Penulis : Ketua Umum IAKSI, Ir. Muhammad Rifai
Sebuah insiden tidak menyenangkan terjadi di Hotel Grand Kemang, Jakarta Selatan, pada Sabtu (28/9/2024). Diskusi bertajuk "Silaturahmi Kebangsaan Diaspora bersama Tokoh dan Aktivis Nasional" dibubarkan secara paksa oleh sekelompok orang tak dikenal. Kelompok tersebut masuk ke ruangan dan dengan tindakan anarkis mengacak-acak tempat acara, membuat diskusi berakhir sebelum waktunya.
Ironisnya, kejadian ini berlangsung di hadapan aparat kepolisian yang hanya menonton tanpa melakukan intervensi. Tindakan pembiaran dari pihak berwajib ini menimbulkan reaksi keras dari berbagai kalangan, terutama dari Ikatan Aktivis dan Konsorsium Solidaritas Indonesia (IAKSI), yang mengecam keras peristiwa tersebut.
Dalam pernyataannya, IAKSI menyoroti tiga poin penting. Pertama, mereka mengecam aksi premanisme yang dilakukan untuk membubarkan diskusi. Tindakan semacam ini, menurut mereka, adalah ancaman langsung terhadap kebebasan berekspresi dan tanda bahwa ruang sipil di Indonesia semakin menyempit.
Diskusi, yang seharusnya menjadi sarana dialog kebangsaan, justru dihentikan dengan cara-cara intimidatif yang tidak mencerminkan nilai demokrasi.
Kedua, IAKSI juga mengkritik keras sikap pasif aparat kepolisian yang diduga tidak mengambil langkah apapun untuk mencegah atau menghentikan aksi premanisme tersebut. Menurut mereka, tindakan aparat yang hanya membiarkan situasi berlangsung adalah pelanggaran hak asasi manusia, sebuah pelanggaran yang dilakukan karena pembiaran atau violation by omission.
Di negara demokratis, kebebasan berpikir dan berekspresi harus dilindungi oleh hukum, bukan dibiarkan menjadi korban aksi kekerasan.
Ketiga, IAKSI menekankan bahwa insiden ini adalah sebuah peringatan serius akan menyempitnya ruang kebebasan sipil di Indonesia. Mereka menyebutkan bahwa demokrasi di negeri ini tengah mengalami kemunduran atau yang disebut dengan regressive democracy, di mana hak-hak dasar, seperti kebebasan berbicara dan berkumpul, semakin dipinggirkan oleh kekuatan-kekuatan yang mengancam prinsip demokrasi itu sendiri.

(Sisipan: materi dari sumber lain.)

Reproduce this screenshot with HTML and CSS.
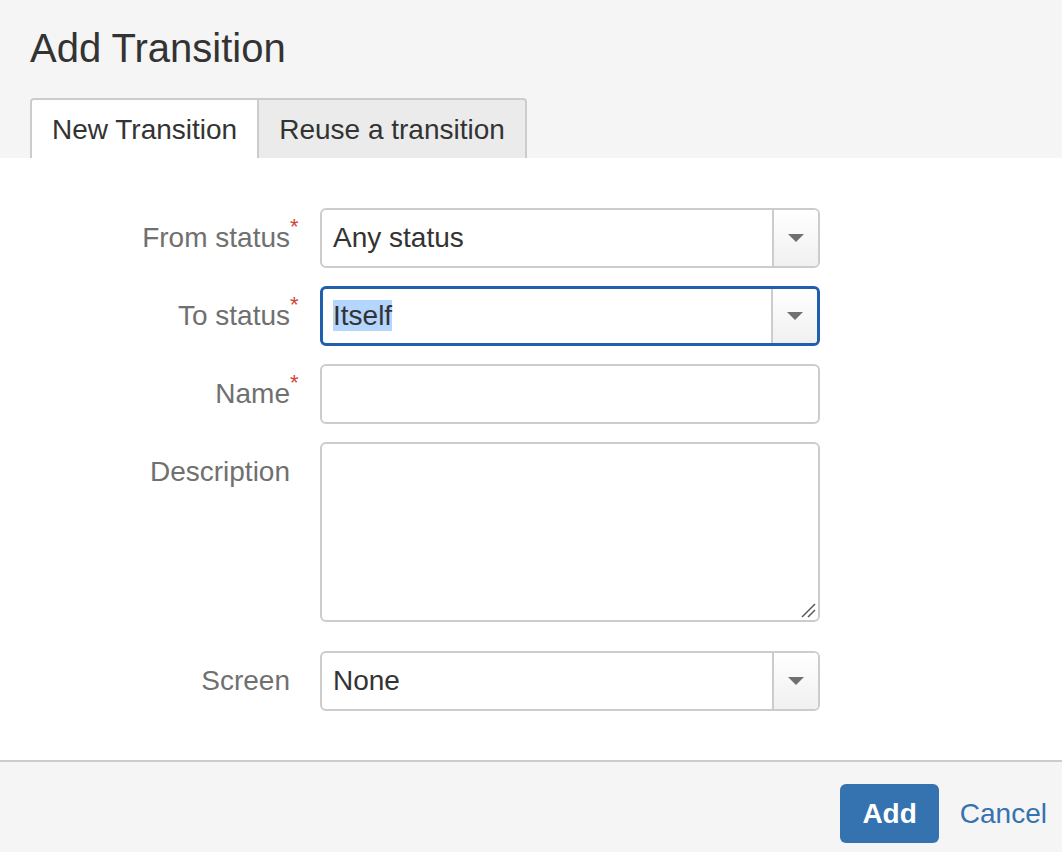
FILE: index.html
```html
<!DOCTYPE html>
<html lang="en">
<head>
    <meta charset="UTF-8">
    <meta name="viewport" content="width=device-width, initial-scale=1.0">
    <title>Add Transition</title>
    <link rel="stylesheet" href="styles.css">
</head>
<body>
    <div class="dialog">
        <header class="dialog-header">
            <h2 class="dialog-title">Add Transition</h2>
            <ul class="tabs">
                <li class="tab active">New Transition</li>
                <li class="tab">Reuse a transition</li>
            </ul>
        </header>

        <form class="dialog-body">
            <div class="field">
                <label class="field-label">From status<span class="req">*</span></label>
                <div class="control select">
                    <span class="select-value">Any status</span>
                    <span class="select-arrow"></span>
                </div>
            </div>
            <div class="field">
                <label class="field-label">To status<span class="req">*</span></label>
                <div class="control select focused">
                    <span class="select-value"><span class="selected-text">Itself</span></span>
                    <span class="select-arrow"></span>
                </div>
            </div>
            <div class="field">
                <label class="field-label">Name<span class="req">*</span></label>
                <div class="control text-input"></div>
            </div>
            <div class="field field-textarea">
                <label class="field-label">Description</label>
                <div class="control textarea">
                    <svg class="resize-grip" width="16" height="16" viewBox="0 0 16 16">
                        <line x1="2" y1="15" x2="15" y2="2" stroke="#555" stroke-width="1.5"/>
                        <line x1="8" y1="15" x2="15" y2="8" stroke="#555" stroke-width="1.5"/>
                    </svg>
                </div>
            </div>
            <div class="field">
                <label class="field-label">Screen</label>
                <div class="control select">
                    <span class="select-value">None</span>
                    <span class="select-arrow"></span>
                </div>
            </div>
        </form>

        <footer class="dialog-footer">
            <button type="button" class="btn-primary">Add</button>
            <a href="#" class="link-cancel">Cancel</a>
        </footer>
    </div>
</body>
</html>
```

FILE: styles.css
```css
* {
    margin: 0;
    padding: 0;
    box-sizing: border-box;
}

body {
    font-family: "Liberation Sans", Arial, sans-serif;
    color: #333;
    background: #fff;
}

.dialog-header {
    background: #f5f5f5;
    padding: 24px 0 0 30px;
}

.dialog-title {
    font-size: 40px;
    line-height: 48px;
    font-weight: normal;
    color: #333;
    margin-bottom: 26px;
}

.tabs {
    display: flex;
    list-style: none;
}

.tab {
    font-size: 28px;
    line-height: 32px;
    padding: 14px 20px 12px;
    background: #ebebeb;
    border: 2px solid #ccc;
    border-bottom: none;
    border-left: none;
    border-top-right-radius: 4px;
}

.tab.active {
    background: #fff;
    border-left: 2px solid #ccc;
    border-radius: 4px 0 0 0;
}

.dialog-body {
    padding: 50px 0 49px;
}

.field {
    display: flex;
    align-items: flex-start;
    margin-bottom: 18px;
}

.field:last-child {
    margin-bottom: 0;
}

.field-textarea {
    margin-bottom: 29px;
}

.field-label {
    position: relative;
    width: 290px;
    margin-right: 30px;
    text-align: right;
    font-size: 28px;
    line-height: 60px;
    color: #707070;
}

.req {
    position: absolute;
    left: 100%;
    top: 7px;
    font-size: 22px;
    line-height: 24px;
    color: #d04437;
}

.control {
    width: 500px;
    height: 60px;
    border: 2px solid #ccc;
    border-radius: 6px;
    background: #fff;
}

.select {
    display: flex;
}

.select-value {
    flex: 1;
    padding-left: 11px;
    font-size: 28px;
    line-height: 56px;
    color: #333;
}

.select-arrow {
    width: 46px;
    border-left: 2px solid #ccc;
    border-radius: 0 4px 4px 0;
    background: linear-gradient(#fff, #f0f0f0);
    display: flex;
    align-items: center;
    justify-content: center;
}

.select-arrow::after {
    content: "";
    border-left: 8px solid transparent;
    border-right: 8px solid transparent;
    border-top: 8px solid #707070;
}

.select.focused {
    border: 3px solid #1f5fae;
}

.select.focused .select-value {
    padding-left: 10px;
    line-height: 54px;
}

.selected-text {
    background: #b4d5fd;
}

.textarea {
    position: relative;
    height: 180px;
}

.resize-grip {
    position: absolute;
    right: 2px;
    bottom: 2px;
}

.dialog-footer {
    display: flex;
    justify-content: flex-end;
    align-items: center;
    gap: 21px;
    padding: 22px 15px;
    background: #f5f5f5;
    border-top: 2px solid #ccc;
}

.btn-primary {
    height: 59px;
    padding: 0 22px;
    border: none;
    border-radius: 6px;
    background: #3572b0;
    color: #fff;
    font-family: inherit;
    font-size: 28px;
    font-weight: bold;
    cursor: pointer;
}

.link-cancel {
    font-size: 28px;
    color: #3572b0;
    text-decoration: none;
}
```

Peristiwa ini menambah daftar panjang insiden serupa di berbagai daerah, di mana diskusi publik dan aktivitas yang mengkritisi kondisi sosial-politik kerap menghadapi represi dan tekanan dari kelompok-kelompok yang tidak setuju. Bagi banyak pihak, kejadian ini merupakan refleksi dari ketidakamanan ruang sipil di Indonesia, sebuah tantangan besar bagi keberlanjutan demokrasi di negeri ini.
Publik kini menantikan respon lebih tegas dari pihak berwenang, khususnya kepolisian, untuk menindak tegas kelompok-kelompok yang mengancam kebebasan berkumpul dan berekspresi, serta memastikan bahwa aksi premanisme semacam ini tidak terulang lagi di masa depan.